- The paper presents a novel PVRED architecture that leverages both position and velocity data to address unnatural long-term pose predictions.
- It employs quaternion parameterization with a dedicated transformation layer to overcome limitations like gimbal lock and improve stability.
- Experimental results on Human3.6M and CMU datasets show significant improvements in long-term human motion prediction accuracy.
An Analysis of PVRED: A Position-Velocity Recurrent Encoder-Decoder for Human Motion Prediction
The paper presents a novel approach to human motion prediction, aiming to tackle the limitations of existing models that frequently succumb to predicting mean or unnatural poses in longer time horizons. The proposed Position-Velocity Recurrent Encoder-Decoder (PVRED) introduces innovative techniques to leverage both positional and velocity information of human motions while applying quaternion parameterization, contrary to the often-used exponential map in existing methods.
PVRED builds upon the conventional Recurrent Encoder-Decoder (RED) architecture by integrating three primary innovations: the full utilization of pose velocities and temporal positional information, the employment of quaternion for joint rotations, and the introduction of a Position-Velocity RNN. Herein, the positional embeddings inspired by natural language processing models enable a more effective temporal dependencies capture. This approach is well suited to modeling tasks that require long-term predictions, as it incorporates a sinusoids of varying frequencies for temporal encoding.
Moreover, the authors underline the substantial advantages of quaternion parameterization over exponential maps, specifically by designing a Quaternion Transformation (QT) layer that is seamlessly integrated into their network. The quaternion approach circumvents the gimbal lock problem and discontinuities associated with the exponential map, thereby offering a more stable and robust prediction framework. A robust loss function defined in the unit quaternion space is proposed, improving the training stability by minimizing angular differences between predicted and observed poses with an L1 loss.

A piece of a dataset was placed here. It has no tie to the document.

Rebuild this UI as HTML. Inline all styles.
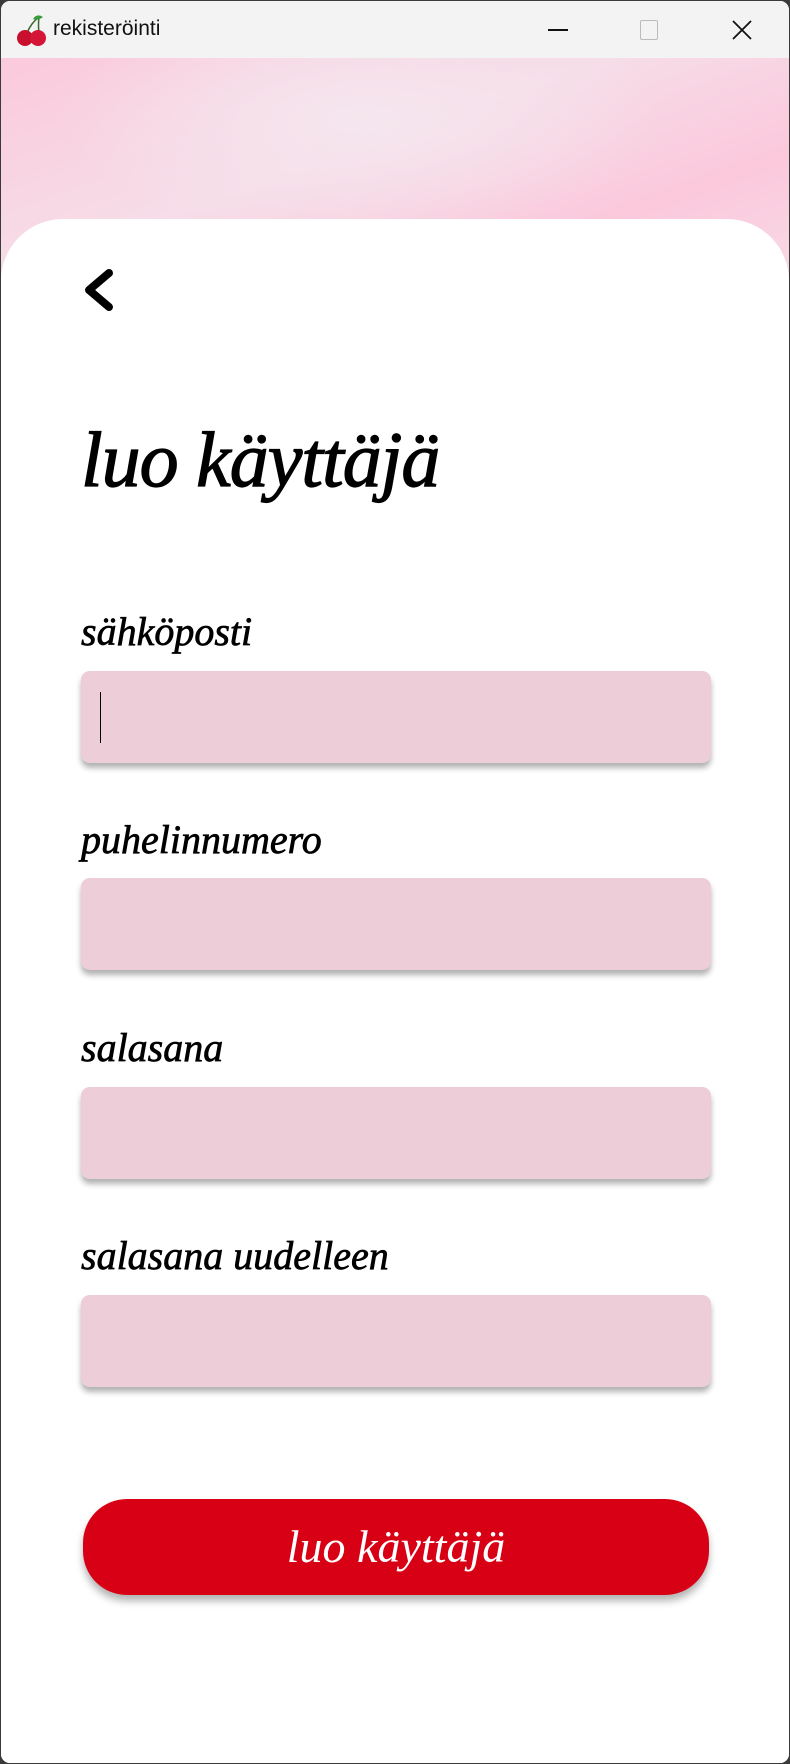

The experimental evaluation uses two significant benchmarks, Human3.6M and the CMU Motion Capture dataset, both known for their complexity and diversity in human motion representation. The results indicate that the approach achieves superior performance over existing methods, especially in longer-term predictions beyond the 500-millisecond mark. Notably, PVRED demonstrates significant improvements in predicting (both qualitatively and quantitatively) human-like and natural poses, up to 4000 milliseconds ahead, surpassing the baseline and state-of-the-art models such as the Residual RNN and those applying transformer-based architectures.
This paper makes a strong case for the adoption of position embeddings and quaternion transformations in the field of human motion prediction. It reveals insights into the integration of multidisciplinary techniques—extending successful practices from other fields, such as NLP—to enhance model performance. Furthermore, the methodological robustness illustrated by the quaternion loss formulation invites both practitioners and theoreticians to rethink pose dynamics and rotation modeling in human motion prediction tasks.
In future developments, it's plausible to speculate on further incorporating graph neural networks or transformer architectures, given their inherent capacity to model complex joint dependencies and sequences. These integrations could potentially lead to even more refined capture and prediction of human motion nuances. However, the PVRED method as proposed demonstrates a formidable step towards achieving finer granularity and accuracy in human motion dynamics.